Thick outside and inside storm straps for extra security in high winds.
Is it truly an 8 man tent?
Yes, weather permitting. What I mean by that statement is that you can sleep 8 people in it (with the right sized beds), but if the weather doesn’t let you have seating outside or it isn’t warm enough to remove the inner wall and have your kitchen stuff outside then you might find it a bit too much of a squeeze if you all sit inside on chairs during the evening. We could retire to our beds and still be able to chat, but we personally like to sit together, read, draw, work on laptops and quite often just stare at mobile phones (internet permitting).
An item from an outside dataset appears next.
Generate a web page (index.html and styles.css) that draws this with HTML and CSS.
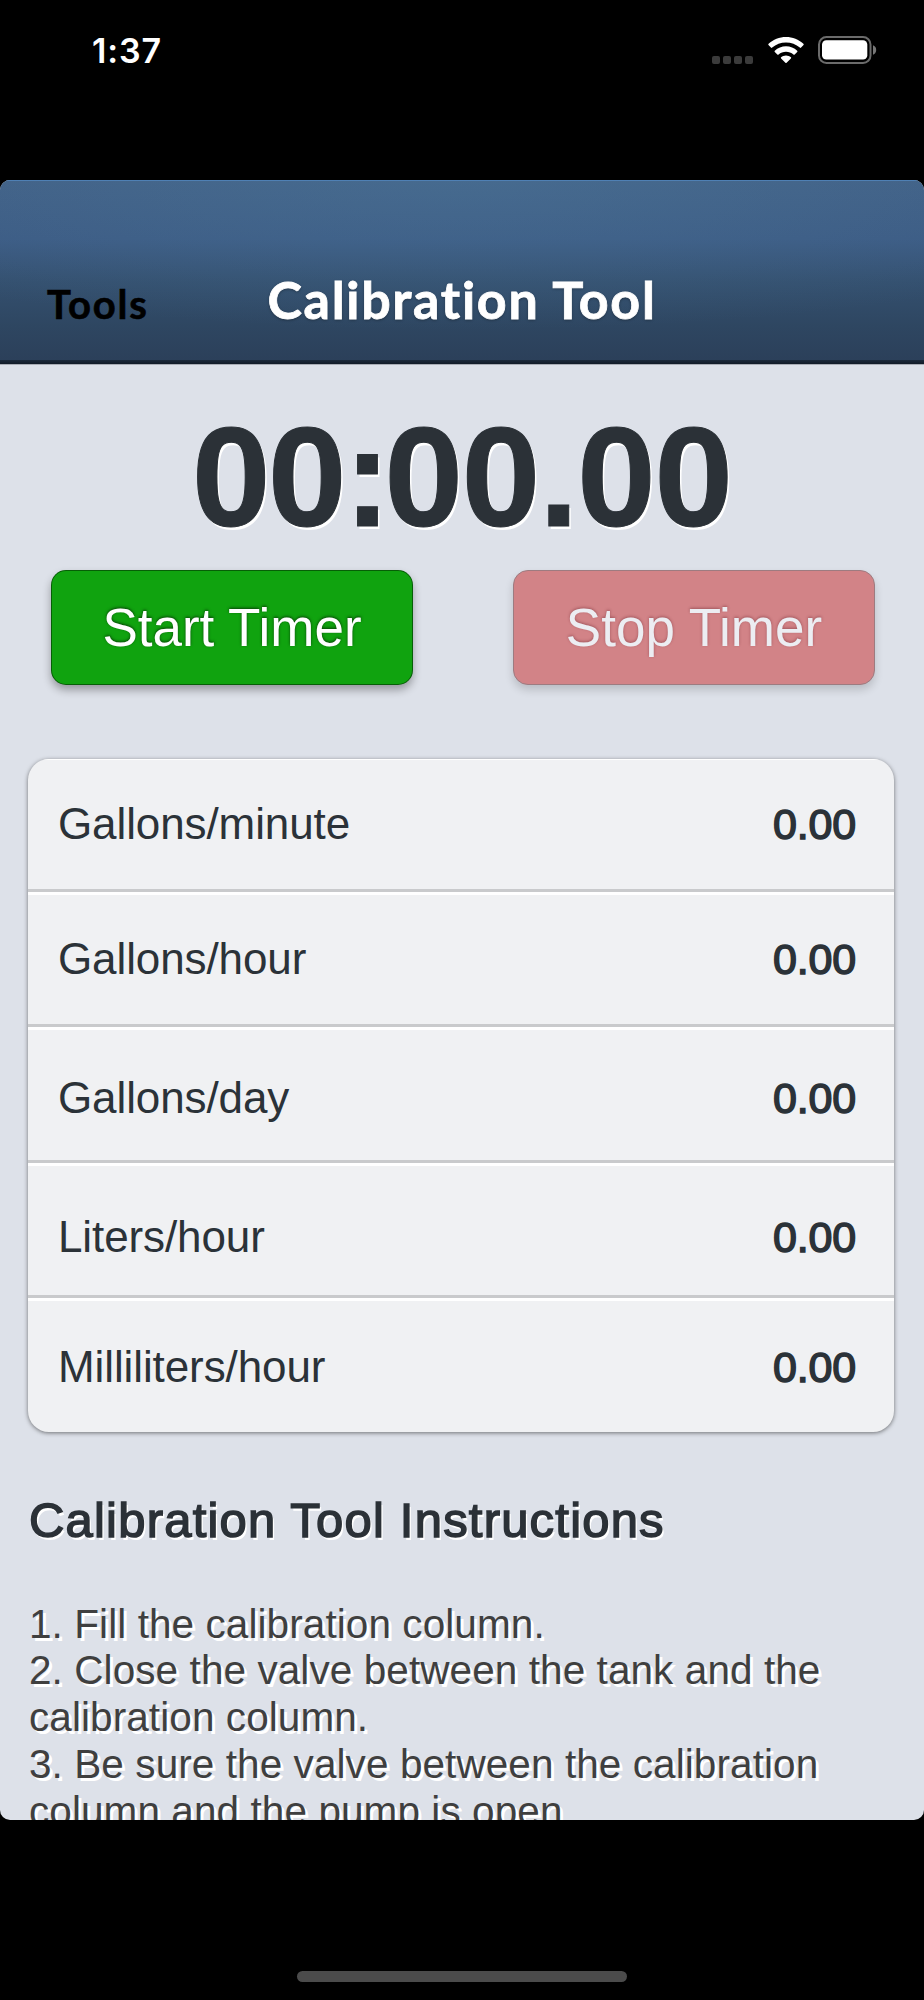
FILE: index.html
```html
<!DOCTYPE html>
<html lang="en">
<head>
<meta charset="utf-8">
<title>Calibration Tool</title>
<link rel="stylesheet" href="styles.css">
</head>
<body>
<div class="phone">
  <div class="status">
    <span class="clock">1:37</span>
    <div class="indicators">
      <div class="signal"><i></i><i></i><i></i><i></i></div>
      <svg class="wifi" width="36" height="27" viewBox="0 0 36 27" fill="#fff">
        <path d="M18 0C11.400 0 5.200 2.500 .6 6.800c-.5.500-.5.900-.1 1.300l2.400 2.500c.4.400.9.400 1.300 0C7.900 7.200 12.800 5.400 18 5.400s10.100 1.800 13.800 5.200c.4.400.9.400 1.300 0l2.400-2.500c.4-.4.400-.8-.1-1.300C30.800 2.500 24.600 0 18 0z"/>
        <path d="M18 9.300c-4.200 0-8.200 1.600-11.200 4.400-.4.400-.4.900 0 1.300l2.500 2.500c.4.400.8.400 1.300 0 2-1.800 4.600-2.800 7.400-2.800s5.400 1 7.400 2.800c.5.400.9.400 1.300 0l2.500-2.500c.4-.4.400-.9 0-1.300-3-2.800-7-4.400-11.200-4.400z"/>
        <path d="M18 18.400c-1.900 0-3.600.7-4.900 1.800-.4.400-.4.800 0 1.200l4.300 4.400c.4.400.8.400 1.200 0l4.300-4.400c.4-.4.400-.8 0-1.200-1.300-1.100-3-1.800-4.900-1.800z"/>
      </svg>
      <svg class="battery" width="59" height="28" viewBox="0 0 59 28">
        <rect x="1" y="1" width="51.500" height="26" rx="7.500" fill="none" stroke="#6b6b6b" stroke-width="2"/>
        <rect x="4" y="4.300" width="45.300" height="19.200" rx="4.300" fill="#fff"/>
        <path d="M55 9.300c2 .6 3.200 2.500 3.200 4.700s-1.200 4.100-3.200 4.700z" fill="#777"/>
      </svg>
    </div>
  </div>

  <main class="page">
    <header class="bar">
      <span class="back">Tools</span>
      <h1 class="title">Calibration Tool</h1>
    </header>

    <div class="timer"><span class="digits">00</span><span class="colon">:</span>00.00</div>

    <div class="buttons">
      <button class="button start">Start Timer</button>
      <button class="button stop">Stop Timer</button>
    </div>

    <ul class="card">
      <li class="row row-first"><span>Gallons/minute</span><b class="value">0.00</b></li>
      <li class="row row-second"><span>Gallons/hour</span><b class="value">0.00</b></li>
      <li class="row row-third"><span>Gallons/day</span><b class="value">0.00</b></li>
      <li class="row row-fourth"><span>Liters/hour</span><b class="value">0.00</b></li>
      <li class="row row-last"><span>Milliliters/hour</span><b class="value">0.00</b></li>
    </ul>

    <h2 class="heading">Calibration Tool Instructions</h2>
    <p class="steps">1. Fill the calibration column.<br>2. Close the valve between the tank and the<br>calibration column.<br>3. Be sure the valve between the calibration<br>column and the pump is open.</p>
  </main>

  <div class="home"></div>
</div>
</body>
</html>
```
FILE: styles.css
```css
* { box-sizing: border-box; }

body {
  margin: 0;
  background: #000;
  font-family: "Liberation Sans", Arial, sans-serif;
}

.phone {
  width: 924px;
  height: 2000px;
  display: flex;
  flex-direction: column;
  background: #000;
  overflow: hidden;
}

.status {
  height: 180px;
  flex: none;
  padding: 30px 47px 0 92px;
  display: flex;
  justify-content: space-between;
  align-items: flex-start;
}

.clock {
  font: 600 34px/42px Inter, sans-serif;
  letter-spacing: .9px;
  color: #fff;
}

.indicators {
  display: flex;
  align-items: flex-start;
  padding-top: 6px;
}

.signal {
  display: flex;
  gap: 3.500px;
  padding-top: 20px;
  margin-right: 15px;
}

.signal i {
  width: 7.600px;
  height: 7.500px;
  border-radius: 2px;
  background: #3b3b3b;
}

.wifi { margin: 1px 14px 0 0; }

.page {
  height: 1640px;
  flex: none;
  overflow: hidden;
  border-radius: 10px;
  background: #dde1e9;
}

.bar {
  height: 185px;
  position: relative;
  display: flex;
  justify-content: center;
  padding-top: 89px;
  border-bottom: 1px solid #a9adb5;
  background:
    linear-gradient(#4f80b4, #4f80b4) top / 100% 1px no-repeat,
    linear-gradient(#1c2a3b, #121b27) bottom / 100% 4px no-repeat,
    radial-gradient(ellipse 760px 150px at 50% 0, rgba(78, 122, 156, .4), rgba(78, 122, 156, 0)),
    linear-gradient(#416086 0, #3c5b84 32%, #34506f 55%, #2e4661 80%, #2b3f59 100%);
}

.back {
  position: absolute;
  left: 47px;
  top: 98px;
  font: 700 40px/52px Lato, sans-serif;
  letter-spacing: 1.800px;
  color: #000;
  -webkit-text-stroke: .6px #000;
}

.title {
  margin: 0;
  font: 700 52px/60px Lato, sans-serif;
  letter-spacing: 1.700px;
  color: #fff;
  -webkit-text-stroke: .8px #fff;
  text-shadow: 0 1px 3px rgba(0, 0, 0, .4);
}

.timer {
  margin-top: 43px;
  text-align: center;
  font-size: 141px;
  line-height: 139px;
  font-weight: 700;
  letter-spacing: -1.100px;
  color: #2b3137;
  -webkit-text-stroke: 1px #2b3137;
  text-shadow: 2px 3px 0 #fff;
}

.digits { letter-spacing: -2.500px; }
.colon { letter-spacing: -.045em; }

.buttons {
  display: flex;
  justify-content: space-between;
  padding: 23px 49px 0 51px;
}

.button {
  width: 362px;
  height: 115px;
  padding: 0;
  border: 1px solid rgba(0, 50, 0, .6);
  border-radius: 15px;
  font: 53px/1 "Liberation Sans", Arial, sans-serif;
  color: #fff;
  text-shadow: 0 -1px 3px rgba(0, 0, 0, .6);
  box-shadow: 0 5px 9px rgba(0, 0, 0, .32);
}

.start { background-color: #10a30f; }

.stop {
  background-color: #d28387;
  border-color: #9d7b80;
  color: #ecedf2;
  text-shadow: 0 -1px 3px rgba(90, 20, 30, .4);
  box-shadow: 0 5px 9px rgba(0, 0, 0, .16);
}

.card {
  list-style: none;
  margin: 74px 30px 0 28px;
  padding: 0;
  height: 673px;
  border-radius: 21px;
  overflow: hidden;
  background: #f0f1f3;
  box-shadow: 0 1px 4px rgba(0, 0, 0, .5);
}

.row {
  display: flex;
  justify-content: space-between;
  height: 136px;
  padding: 41px 38px 0 30px;
  border-top: 3px solid #fff;
  border-bottom: 3px solid #c9cacc;
  font-size: 44px;
  line-height: 52px;
  letter-spacing: -.1px;
  color: #2b3238;
}

.row-first { height: 133px; padding-top: 38px; border-top-width: 1px; }
.row-second { height: 135px; padding-top: 38px; }
.row-third { height: 136px; padding-top: 42px; }
.row-fourth { height: 135px; padding-top: 45px; }
.row-last { padding-top: 40px; border-bottom: 0; }

.value {
  font-size: 43px;
  font-weight: 400;
  letter-spacing: -.2px;
  -webkit-text-stroke: 1.500px #2b3238;
}

.heading {
  margin: 58px 0 0 29px;
  font-size: 49px;
  line-height: 60px;
  font-weight: 400;
  letter-spacing: 1.200px;
  white-space: nowrap;
  color: #2b3137;
  -webkit-text-stroke: 1.500px #2b3137;
  text-shadow: 2px 3px 0 #fff;
}

.steps {
  margin: 50.500px 0 0 29px;
  font-size: 40.500px;
  line-height: 46.800px;
  letter-spacing: .08px;
  white-space: nowrap;
  color: #3f3f3f;
  text-shadow: 3px 3px 0 #fff;
}

.home {
  width: 330px;
  height: 11px;
  margin: 151px auto 0;
  border-radius: 6px;
  background: #4b4b4b;
}
```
However, what tent is going to give 8 people a kitchen area, a living area and 4 bedrooms? That’s not a tent, that’s a house. The Vango TC Illusion 800xl is very versatile and has enough features to adapt itself to most family setups in most weather situations.
As I already said, it allowed us to fall in love with Scotland, climb some hills and mountains, canoe on lochs (and to the pub), visit some waterfalls and see some truly stunning Scottish views.
Could other tents have done the same? Yes, but probably not in as much comfort or with as much style. After 10 days living with the Illusion, I can say it gives you a sense of confidence that this tent could perform family trips like this one again and again and again well into the future without any hickups and leaving lesser tents needing to be replaced.